The history of rock music is littered with references to the conflict between generations: "The men don't know but the little girls understand"; "Hope I die before I get old"; "I know your Mama, she don't like me, cuz I play in a rock 'n' roll band/And I know your Daddy, he don't dig me, but he never did understand"; "Come Mothers and Fathers throughout the land/and don't criticize what you can't understand/Your sons and your daughters are beyond your command/Your old road is rapidly aging/So get out of the new one if you can't lend a hand."
In its early days, the genre -- angry, irreverent and full of thinly veiled sexual imagery -- hit teenagers where they lived and further drove the wedge between them and their parents, particularly in the buttoned-down atmosphere of the mid-'50s, when the form was born.
Things are a-changing, though. As rock musicians begin to play well into their 50s and even 60s, rock 'n' roll's trademark arrested adolescence appeals to both current kids and the people who were kids back in the day -- people who are now parents.
Now rock is something that spans the generations. Music -- and, more specifically, going to concerts -- is now a family-friendly activity.
"When I grew up, I wouldn't have been caught dead listening to my parents' music, let alone going to shows with them," says Nanette Tramont of Buffalo, a mother of two teenage boys. "When we went any place in the car, there was always a battle for the radio station.
"Not so today with me and my kids. Our tastes pretty much run the gamut. Sometimes I've gotten them interested in a band they wouldn't think they would want to be interested in, during driving trips, when it's my turn to pick a CD. This worked with the Beach Boys, who I grew up with and the kids never wanted to hear, because they never had. I put 'Pet Sounds' in the player and that was it. Now we've all got copies of it and 'Smile!' I know I'm not the only parent who shares musical tastes with my children. I see plenty of us at concerts."
Perhaps the fact that rock music has always been based on rebellion is part of the reason that kids and their parents have never really "hung" together at concerts or bonded over music.
"I say, yes, that's probably the case," says Jonathan Coe of Amherst, whose 7-year-old has been attending shows with his parents for a few years.
"Although that wasn't the case in my house, when I was growing up. It was my dad who brought home the Dylan records, and my mom was a huge fan of the Beach Boys."
We should all be so lucky. With parents who grew up during the era of rock steeped in social and political themes and marked by serious musicianship, kids today have it good. Parents have become musical ambassadors and educators to their progeny.
"The Beatles blew my son away, from very early on," says Coe. "And then the Beach Boys, Springsteen, Tom Petty -- especially the song 'Free Falling,' which my son absolutely loves. U2 is another favorite at our house."
Coe displays the pride many feel when their kids listen to "parent-endorsed" music. "It's good stuff," he says. "It is miles and miles beyond what he hears on the radio. And he knows it."

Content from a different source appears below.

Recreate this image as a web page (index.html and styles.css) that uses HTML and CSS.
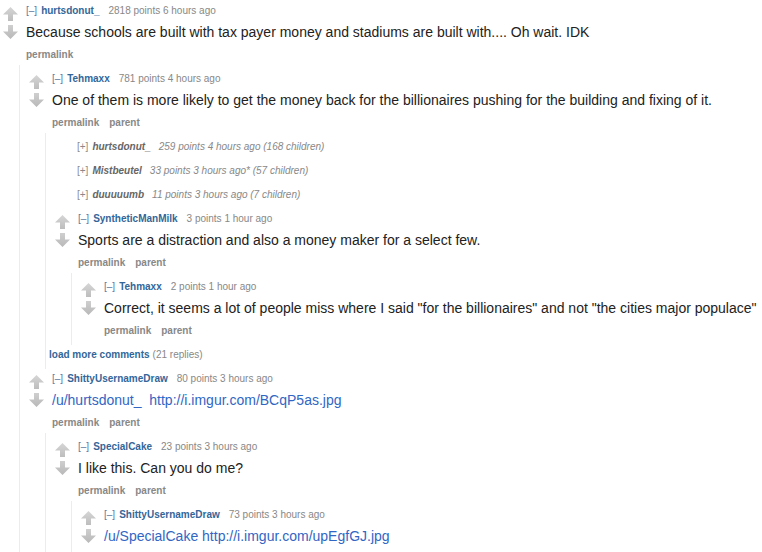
FILE: index.html
```html
<!DOCTYPE html>
<html>
<head>
<meta charset="utf-8">
<link rel="stylesheet" href="styles.css">
</head>
<body>
<svg width="0" height="0" class="defs">
  <defs>
    <linearGradient id="gup" x1="0" y1="0" x2="0" y2="1">
      <stop offset="0" stop-color="#d6d6d6"/>
      <stop offset="1" stop-color="#bdbdbd"/>
    </linearGradient>
    <linearGradient id="gdn" x1="0" y1="0" x2="0" y2="1">
      <stop offset="0" stop-color="#cfcfcf"/>
      <stop offset="1" stop-color="#b8b8b8"/>
    </linearGradient>
    <symbol id="up" viewBox="0 0 15 14"><polygon points="7.5,0 15,7.5 10,7.5 10,14 5,14 5,7.5 0,7.5" fill="url(#gup)"/></symbol>
    <symbol id="down" viewBox="0 0 15 14"><polygon points="5,0 10,0 10,6.5 15,6.5 7.5,14 0,6.5 5,6.5" fill="url(#gdn)"/></symbol>
  </defs>
</svg>
<div class="thread">
  <div class="comment">
    <div class="row">
      <div class="arrows"><svg class="arrow"><use href="#up"/></svg><svg class="arrow"><use href="#down"/></svg></div>
      <div class="entry">
        <p class="tagline"><a class="expand">[–]</a><a class="author">hurtsdonut_</a><span class="score">2818 points 6 hours ago</span></p>
        <div class="md">Because schools are built with tax payer money and stadiums are built with.... Oh wait. IDK</div>
        <ul class="buttons"><li>permalink</li></ul>
      </div>
    </div>
    <div class="child">
      <div class="comment">
        <div class="row">
          <div class="arrows"><svg class="arrow"><use href="#up"/></svg><svg class="arrow"><use href="#down"/></svg></div>
          <div class="entry">
            <p class="tagline"><a class="expand">[–]</a><a class="author">Tehmaxx</a><span class="score">781 points 4 hours ago</span></p>
            <div class="md">One of them is more likely to get the money back for the billionaires pushing for the building and fixing of it.</div>
            <ul class="buttons"><li>permalink</li><li>parent</li></ul>
          </div>
        </div>
        <div class="child">
          <p class="collapsed"><a class="expand">[+]</a><a class="author">hurtsdonut_</a><span class="score">259 points 4 hours ago (168 children)</span></p>
          <p class="collapsed"><a class="expand">[+]</a><a class="author">Mistbeutel</a><span class="score">33 points 3 hours ago* (57 children)</span></p>
          <p class="collapsed"><a class="expand">[+]</a><a class="author">duuuuumb</a><span class="score">11 points 3 hours ago (7 children)</span></p>
          <div class="comment">
            <div class="row">
              <div class="arrows"><svg class="arrow"><use href="#up"/></svg><svg class="arrow"><use href="#down"/></svg></div>
              <div class="entry">
                <p class="tagline"><a class="expand">[–]</a><a class="author">SyntheticManMilk</a><span class="score">3 points 1 hour ago</span></p>
                <div class="md">Sports are a distraction and also a money maker for a select few.</div>
                <ul class="buttons"><li>permalink</li><li>parent</li></ul>
              </div>
            </div>
            <div class="child">
              <div class="comment">
                <div class="row">
                  <div class="arrows"><svg class="arrow"><use href="#up"/></svg><svg class="arrow"><use href="#down"/></svg></div>
                  <div class="entry">
                    <p class="tagline"><a class="expand">[–]</a><a class="author">Tehmaxx</a><span class="score">2 points 1 hour ago</span></p>
                    <div class="md">Correct, it seems a lot of people miss where I said "for the billionaires" and not "the cities major populace"</div>
                    <ul class="buttons"><li>permalink</li><li>parent</li></ul>
                  </div>
                </div>
              </div>
            </div>
          </div>
          <p class="more"><a class="more-link">load more comments</a><span class="gray">(21 replies)</span></p>
        </div>
      </div>
      <div class="comment">
        <div class="row">
          <div class="arrows"><svg class="arrow"><use href="#up"/></svg><svg class="arrow"><use href="#down"/></svg></div>
          <div class="entry">
            <p class="tagline"><a class="expand">[–]</a><a class="author">ShittyUsernameDraw</a><span class="score">80 points 3 hours ago</span></p>
            <div class="md"><a class="link">/u/hurtsdonut_</a>&nbsp; <a class="link">http://i.imgur.com/BCqP5as.jpg</a></div>
            <ul class="buttons"><li>permalink</li><li>parent</li></ul>
          </div>
        </div>
        <div class="child">
          <div class="comment">
            <div class="row">
              <div class="arrows"><svg class="arrow"><use href="#up"/></svg><svg class="arrow"><use href="#down"/></svg></div>
              <div class="entry">
                <p class="tagline"><a class="expand">[–]</a><a class="author">SpecialCake</a><span class="score">23 points 3 hours ago</span></p>
                <div class="md">I like this. Can you do me?</div>
                <ul class="buttons"><li>permalink</li><li>parent</li></ul>
              </div>
            </div>
            <div class="child">
              <div class="comment">
                <div class="row">
                  <div class="arrows"><svg class="arrow"><use href="#up"/></svg><svg class="arrow"><use href="#down"/></svg></div>
                  <div class="entry">
                    <p class="tagline"><a class="expand">[–]</a><a class="author">ShittyUsernameDraw</a><span class="score">73 points 3 hours ago</span></p>
                    <div class="md"><a class="link">/u/SpecialCake</a> <a class="link">http://i.imgur.com/upEgfGJ.jpg</a></div>
                  </div>
                </div>
              </div>
            </div>
          </div>
        </div>
      </div>
    </div>
  </div>
</div>
</body>
</html>
```

FILE: styles.css
```css
html, body {
  margin: 0;
  padding: 0;
  background: #ffffff;
  overflow: hidden;
}
body {
  font-family: "Liberation Sans", Arial, Helvetica, sans-serif;
  color: #222222;
  height: 552px;
}
.defs {
  position: absolute;
  width: 0;
  height: 0;
}
.thread {
  padding-top: 3px;
}
.comment {
  display: flex;
  flex-direction: column;
}
.row {
  display: flex;
}
.arrows {
  display: flex;
  flex-direction: column;
  gap: 4px;
  width: 15px;
  margin-left: 3px;
  padding-top: 4px;
}
.arrow {
  width: 15px;
  height: 14px;
  display: block;
}
.entry {
  margin-left: 8px;
  display: flex;
  flex-direction: column;
}
.tagline, .collapsed, .more {
  margin: 0;
  font-size: 10px;
  line-height: 16px;
  height: 16px;
  white-space: nowrap;
}
.expand {
  color: #6078a0;
  margin-right: 4px;
}
.author {
  color: #336699;
  font-weight: bold;
  margin-right: 9px;
}
.score {
  color: #888888;
}
.md {
  margin-top: 3px;
  font-size: 14px;
  line-height: 20px;
  white-space: nowrap;
  color: #222222;
}
.link {
  color: #3166c4;
}
.buttons {
  list-style: none;
  margin: 5px 0 0 0;
  padding: 0;
  display: flex;
  gap: 10px;
  font-size: 10px;
  line-height: 16px;
  height: 16px;
  font-weight: bold;
  color: #888888;
}
.child {
  display: flex;
  flex-direction: column;
  gap: 8px;
  margin-top: 2px;
  margin-left: 19px;
  padding: 6px 0 6px 6px;
  margin-bottom: -6px;
  border-left: 1px solid #ececec;
}
.collapsed {
  padding-left: 25px;
  font-style: italic;
  color: #888888;
}
.collapsed .expand {
  font-style: normal;
  color: #8a8a8a;
}
.collapsed .author {
  color: #666666;
  margin-right: 8px;
}
.more {
  margin-left: -3px;
}
.more-link {
  color: #336699;
  font-weight: bold;
  margin-right: 3px;
}
.gray {
  color: #888888;
}
```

Not that kids don't have a genre that's all theirs. Hip-hop is the choice of rebellion for many kids, much to their parents' disdain.
"My kid likes (hip-hop), but he also likes rock 'n' roll," says Coe. "I don't necessarily see it as a rejection of one form of music over another, but rather, simply a case of them expanding their musical horizons."
When it comes to choosing concerts to take kids to, parents have to consider safety and age-appropriateness. What kind of artist provides the best "family experience"?
That varies, but it usually centers around the artists the parents want to see.
"I took my son to see Bob Dylan in 2002," says Coe. "He was 5 and he loved it. He's also seen Roger McGuinn at Buffalo State in 2003, Southside Johnny and the Asbury Jukes at Thursday at the Square last year. He's seen Springsteen and U2, though he won't be seeing them this time around, since the tickets are so pricey."
"We've been to see Springsteen at Darien Lake, the Wallflowers, Blue Rodeo, and a few others," says Tramont. "We'll see the Dave Matthews Band and Tom Petty and the Heartbreakers at Darien Lake this summer. And definitely U2 at HSBC Arena in December."
Tramont believes all of this is a new phenomenon, based on the idea that more modern musicians are getting in touch with the history of the music and perhaps entering into the continuum.
"Much of today's music seems so much more sophisticated -- thematically, musically and lyrically -- and I think that type of music speaks to people of all ages, so it can touch parents as much as it touches their children," she says. "And the kids today are so much more sophisticated, too. The older music we both listen to is as sophisticated and is similar, thematically.
"I also think that parents today have a greater positive influence on their kids. Today's parents can be more attuned to good music and have much greater access to it now, what with satellite radio, car CD players, downloads, etc. So we parents are much more open to new music than, say, my parents were.
"It's really great to hear your kids playing good, new music. As a parent, it's very gratifying."